While it is true we have seen a considerable effort to deconstruct firms in the last few decades, I would argue that the impulse for such an effort has come more from the incessant focus on delivering shareholder value that from the shift in costs associated in knowledge acquisition. The origin, of course, of the shareholder value focus resides in the libertarian ideology of Milton Friedman rather than in any understanding of the core economics of the firm.
In any case, Hidalgo does us a service by pointing out where an effort to introduce a more scientific enquiry into economics might go. As the challenge of combining knowledge into more complex and novel products and services increases, and as the economic explores across the opportunity frontier, as new knowledge allows it to do, the role of knowledge and know-how needs greater inclusion in our modeling of growth and in our explanations of production.
Right now economics falls far short of where it ought to be precisely because it treats neither information nor knowledge as fundamental resources and, instead sticks with the old, and definitionally confusing, categories of capital and labor. If we are going to get into definitional discussions and arguments they ought at least be over the things that actually drive growth. That would be scientific.
Let me add that this general thrust of argument is one where I would agree with Deidre McCloskey. Whilst I take issue with her overly zealous defense of markets which in my opinion is a misallocation of virtue from the political domain into the economic domain, I would completely agree that the predominant driver of growth is the accumulation of knowledge.

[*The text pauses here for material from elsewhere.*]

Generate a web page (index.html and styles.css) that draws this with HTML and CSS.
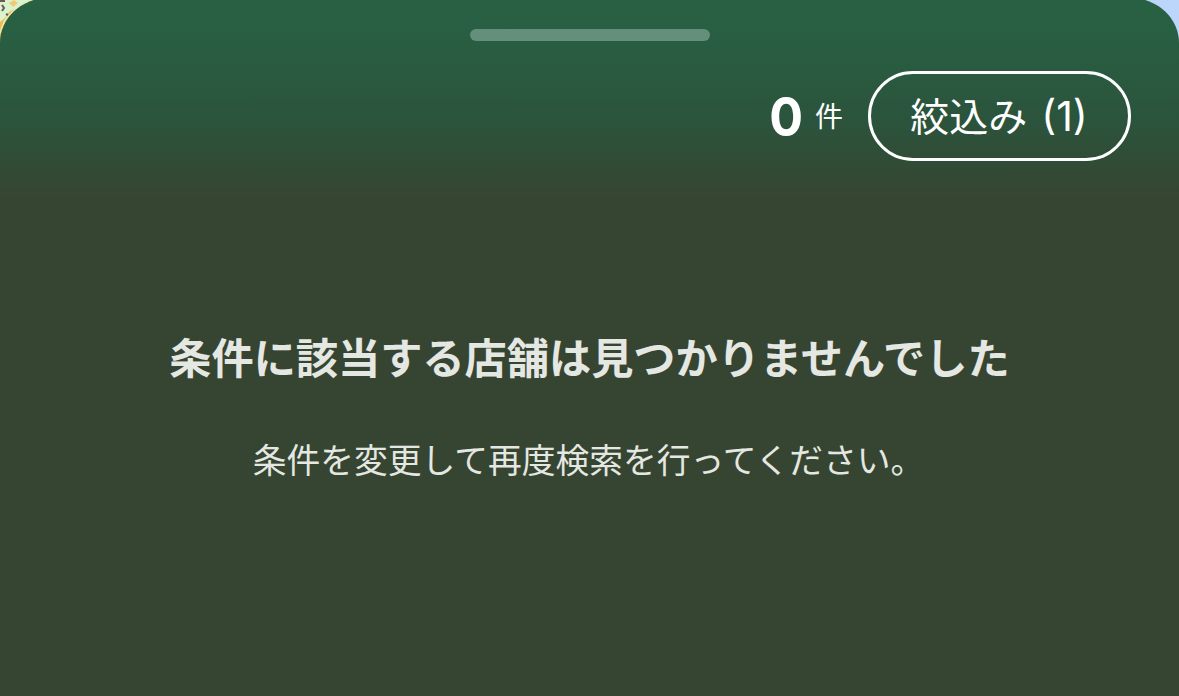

Obviously creating the conditions necessary for such an accumulation depends on the liberty of people to think and apply their thought in practical ways unhindered by institutional constraints. I prefer to see that liberty first and foremost as a political concept which then allows a subsequent and dependent economic liberty to produce what we see as growth. Markets, in the sense that economists discuss them, are political constructs for the purpose of undertaking economic activity. Economics, then, is secondary to politics in the order of explanation of growth.